ときどきあなたは,あなたが独身でいるのをしかる,思慮のない人に会うことがあるかもしれません。それに心を乱されないでください。人間社会は大部分が,結婚と家庭を中心にして築かれており,あなたの歩みはそれと異なっているということを認めてください。そのようなわけで,おそらくあなたが独身の歩みを追い求めている理由を理解していないために,だれかが不親切なふるまいをしたとしても,分別を示してください。一方,結婚した幸福な人が,あなたも幸福になるように望んで,結婚を熱心にすすめたり,未来の配偶者に引き合わせるかもしれません。そのような時には,忍耐してください。おそらく独身者としてあなたが得ている喜びや特権を考えてみなかったのかもしれません。
多くの独身のクリスチャンは,神のことば聖書を理解し適用するように他の人びとを助けることによって,自分たちの生活が豊かで報いの多いものになっていることを知っています。ある医師は,「体は肉体的な求愛がなくても耐えることができるが,精神は愛情,功績,社会的地位,安全がなければ耐えられない」と語りました。クリスチャン会衆の暖かい交わりや健全で快活なクリスチャンの宣教のうちには,まさにこれらのものが十分にあります。―使行 20:35。ペテロ前 4:8。マタイ 24:14。

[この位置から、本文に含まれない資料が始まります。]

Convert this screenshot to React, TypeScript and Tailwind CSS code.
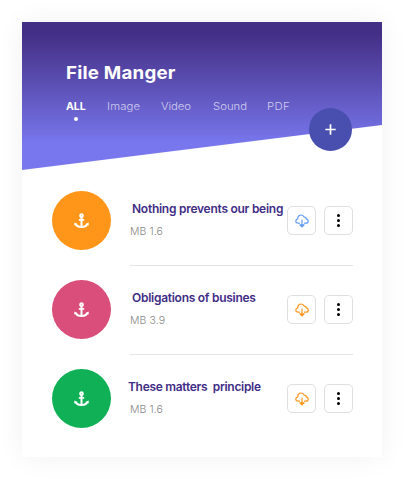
const tabs = [
  { label: "Image", box: "w-[54px]", spacing: "tracking-[0.15px]" },
  { label: "Video", box: "w-[52px]", spacing: "tracking-[-0.1px]" },
  { label: "Sound", box: "w-[54px]", spacing: "tracking-[0px]" },
  { label: "PDF", box: "w-[26px]", spacing: "tracking-[0.3px]" },
];

const files = [
  {
    title: "Nothing prevents our being",
    size: "MB 1.6",
    disc: "bg-[#ff9619]",
    cloud: "text-[#5f9bf5]",
    indent: "ml-[2px]",
    spacing: "tracking-[-0.26px]",
  },
  {
    title: "Obligations of busines",
    size: "MB 3.9",
    disc: "bg-[#d94e7a]",
    cloud: "text-[#ff9619]",
    indent: "ml-[2px]",
    spacing: "tracking-[-0.27px]",
  },
  {
    title: "These matters  principle",
    size: "MB 1.6",
    disc: "bg-[#10b156]",
    cloud: "text-[#ff9619]",
    indent: "ml-[-2px]",
    spacing: "tracking-[-0.3px]",
  },
];

function Anchor() {
  return (
    <svg width="15" height="15" viewBox="0 0 15 15" fill="none" stroke="currentColor">
      <circle cx="7.500" cy="2.700" r="1.400" strokeWidth="1.900" />
      <path d="M7.500 4v9.500" strokeWidth="2" />
      <path d="M4.800 6.900h5.400" strokeWidth="1.700" />
      <path d="M1.600 10.700c.5 1.900 2.900 3.200 5.900 3.200s5.400-1.300 5.900-3.200" strokeWidth="2" />
      <path d="M.3 12.400V9.400l3.600 1.900zM14.700 12.400V9.400l-3.600 1.900z" fill="currentColor" stroke="none" />
    </svg>
  );
}

function CloudDownload() {
  return (
    <svg width="14" height="14" viewBox="0 0 14 14" fill="none" stroke="currentColor" strokeWidth="1.2" strokeLinecap="round" strokeLinejoin="round">
      <path d="M4.500 9.200H3.200C1.700 9.200.8 8.200.8 7c0-1.100.7-1.900 1.900-2.100C2.700 2.500 4.200 1 6.100 1c1.500 0 2.600.8 3 2.100 1.200-.2 2.100.6 2.100 1.700 1.200.1 2 .9 2 2.100s-.9 2.300-2.300 2.300H9.500" />
      <path d="M7 6v6.500M4.900 10.800 7 12.900l2.100-2.100z" />
    </svg>
  );
}

function Dots() {
  return (
    <div className="flex flex-col gap-[2px]">
      <span className="size-[3px] rounded-full bg-black" />
      <span className="size-[3px] rounded-full bg-black" />
      <span className="size-[3px] rounded-full bg-black" />
    </div>
  );
}

const buttonStyle =
  "flex size-[29px] shrink-0 items-center justify-center rounded-[5px] border border-[#dfdfe3] bg-white";

export default function App() {
  return (
    <div className="h-[479px] w-[404px] overflow-hidden bg-white p-[22px] font-['Inter','Liberation_Sans',sans-serif]">
      <main className="h-[435px] w-[360px] bg-white shadow-[0_0_28px_rgba(0,0,0,0.06)]">
        <div className="relative h-[148px]">
          <header className="h-[148px] bg-linear-to-b from-[#442f86] from-8% to-[#7877ed] to-82% pt-[38px] pl-[44px] text-white [clip-path:polygon(0_0,100%_0,100%_103px,0_100%)]">
            <h1 className="w-max origin-left scale-x-[1.07] text-[17.5px] leading-[26px] font-bold tracking-[0.2px] whitespace-nowrap">File Manger</h1>
            <nav className="mt-[13px] flex text-[10.5px] leading-[16px]">
              <div className="flex w-[41px] flex-col items-start font-bold">
                <span>ALL</span>
                <span className="mt-[2px] ml-[8px] size-[4px] rounded-full bg-white" />
              </div>
              {tabs.map((tab) => (
                <span key={tab.label} className={`${tab.box} ${tab.spacing} origin-left scale-x-[1.08] font-light text-white/70`}>
                  {tab.label}
                </span>
              ))}
            </nav>
          </header>
          <button className="absolute top-[85.5px] left-[287px] flex size-[43px] items-center justify-center rounded-full bg-[#494fae]">
            <svg width="11" height="11" viewBox="0 0 11 11" stroke="white" strokeWidth="1.700">
              <path d="M5.500 .3v10.400M.3 5.500h10.400" />
            </svg>
          </button>
        </div>
        <ul className="pt-[21px] pl-[30px]">
          {files.map((file, i) => (
            <li key={file.title} className="flex h-[89px]">
              <div className={`flex size-[59px] items-center justify-center rounded-full text-white ${file.disc}`}>
                <Anchor />
              </div>
              <div className={`ml-[19px] flex h-[75px] w-[223px] border-b ${i < 2 ? "border-[#e4e4e7]" : "border-transparent"}`}>
                <div className="w-[157px] shrink-0 whitespace-pre">
                  <h2 className={`mt-[9px] text-[12px] leading-[18px] font-semibold text-[#3f2d86] ${file.indent} ${file.spacing}`}>
                    {file.title}
                  </h2>
                  <p className="mt-[6px] text-[10.5px] leading-[16px] font-light tracking-[0.1px] text-[#888888]">{file.size}</p>
                </div>
                <div className="mt-[15px] flex gap-[8px]">
                  <button className={`${buttonStyle} ${file.cloud}`}>
                    <CloudDownload />
                  </button>
                  <button className={buttonStyle}>
                    <Dots />
                  </button>
                </div>
              </div>
            </li>
          ))}
        </ul>
      </main>
    </div>
  );
}
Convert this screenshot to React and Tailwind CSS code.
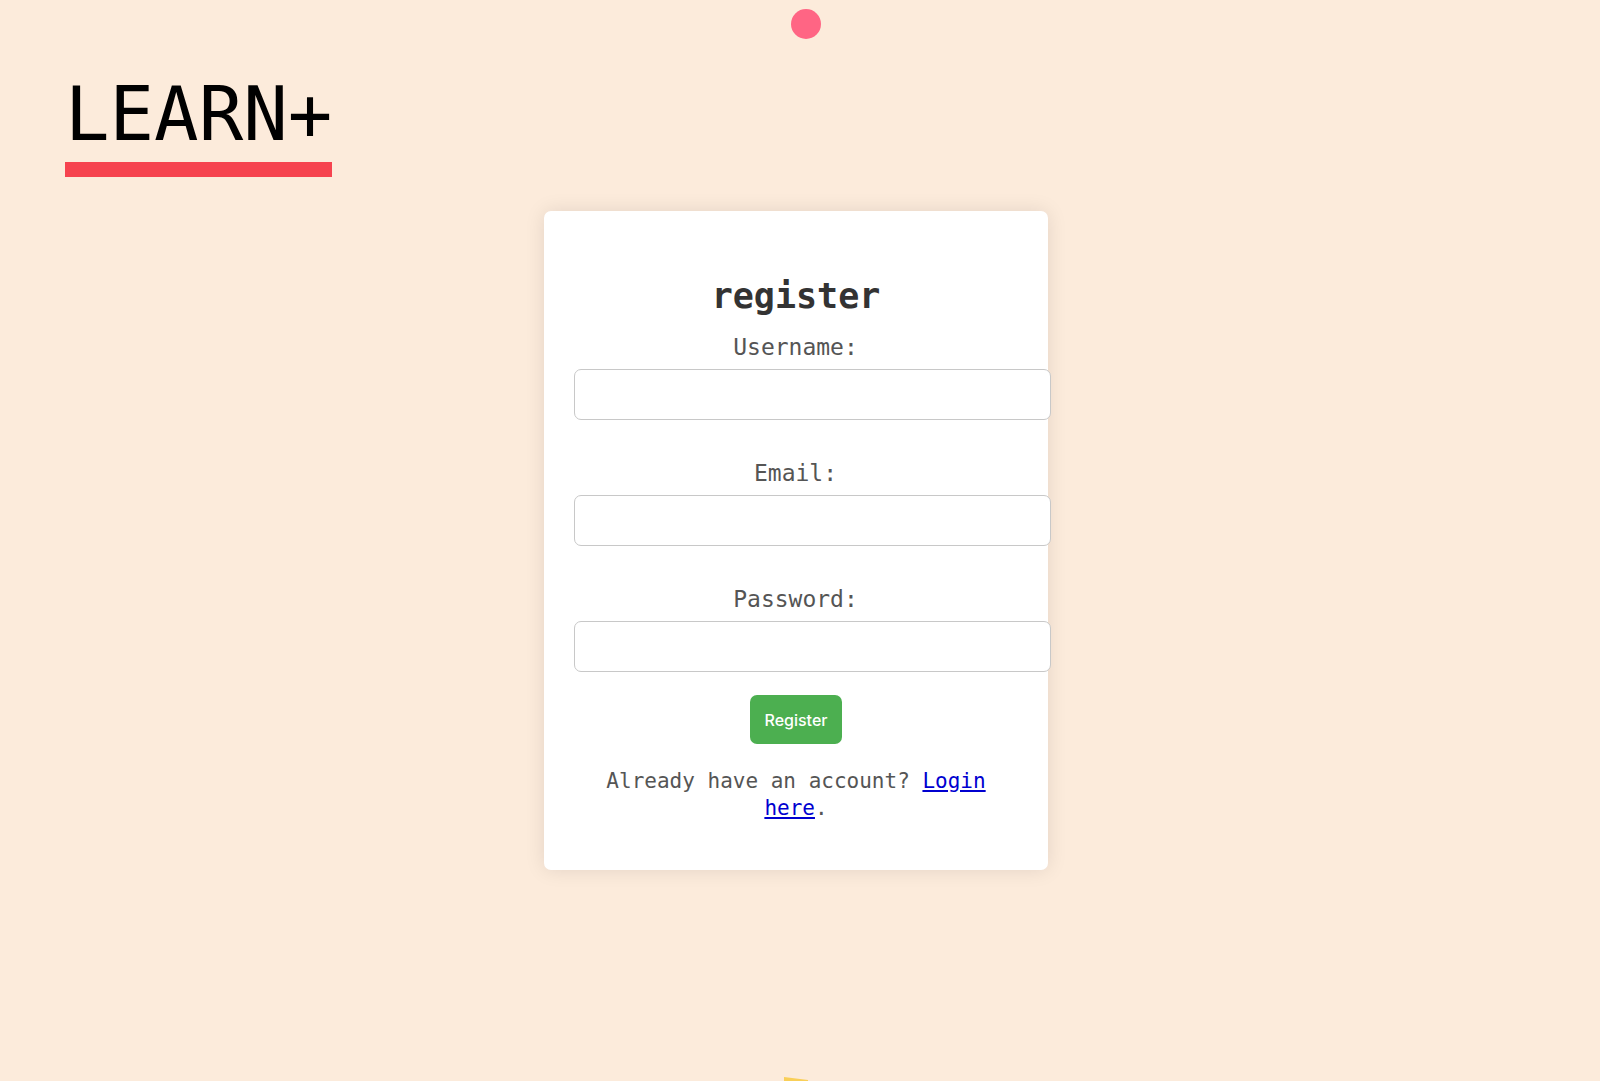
const FIELDS = [
  { id: "username", label: "Username:", type: "text" },
  { id: "email", label: "Email:", type: "email" },
  { id: "password", label: "Password:", type: "password" },
];

function Logo() {
  return (
    <div className="w-fit border-b-[15px] border-[#f6434f] pb-1 font-['DejaVu_Sans_Mono',monospace] text-[74px] leading-[88px] text-black">
      LEARN+
    </div>
  );
}

function Field({ id, label, type }) {
  return (
    <div className="mb-9 flex flex-col last:mb-0">
      <label htmlFor={id} className="mb-1 text-center text-[23px] leading-[35px] text-[#555]">
        {label}
      </label>
      <input
        id={id}
        name={id}
        type={type}
        className="-mr-[34px] h-[51px] rounded-[7px] border border-[#c8c8c8] bg-white px-4 text-xl outline-none"
      />
    </div>
  );
}

function RegisterCard() {
  return (
    <main className="w-full max-w-[504px] rounded-[7px] bg-white px-[30px] pt-[60px] pb-12 font-['DejaVu_Sans_Mono',monospace] shadow-[0_0_20px_rgba(0,0,0,0.1)]">
      <h1 className="mb-[9px] text-center text-[35px] leading-[50px] font-bold text-[#333]">register</h1>
      <form className="flex flex-col items-center" onSubmit={(e) => e.preventDefault()}>
        <div className="w-full pr-[1px]">
          {FIELDS.map((field) => (
            <Field key={field.id} {...field} />
          ))}
        </div>
        <button
          type="submit"
          className="mt-[23px] h-[49px] rounded-[7px] bg-[#4caf50] px-[15px] font-['Inter',sans-serif] text-base font-medium text-white"
        >
          Register
        </button>
      </form>
      <p className="mt-6 text-center text-[21px] leading-[27px] text-[#555]">
        Already have an account?{" "}
        <a href="#login" className="text-[#0000d0] underline">
          Login here
        </a>
        .
      </p>
    </main>
  );
}

export default function App() {
  return (
    <div className="relative min-h-screen overflow-hidden bg-[#fcebdb]">
      <div className="absolute top-[9px] left-1/2 ml-[-9px] size-[30px] rounded-full bg-[#ff6584]" />
      <header className="px-[65px] pt-[70px]">
        <Logo />
      </header>
      <div className="flex justify-center pt-[34px] pr-2">
        <RegisterCard />
      </div>
      <svg
        className="absolute bottom-0 left-1/2 ml-[-16px] h-1 w-6"
        viewBox="0 0 24 4"
        aria-hidden="true"
      >
        <path d="M0 0L24 3V4H0Z" fill="#f9cf58" />
      </svg>
    </div>
  );
}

では,あなたは ― 自分の選択で,あるいは事情によって ― 現在独身でいる人のひとりですか。あなたの独身生活を成功させるためにできる事がらはたくさんあります。物事の見方と行ないに気をつけていれば,独身ではいたが独身生活には失敗したなどと言われるようなことはないでしょう。むしろ,独身生活が機会や祝福を伴う,報いの多い生活の道であることがわかるでしょう。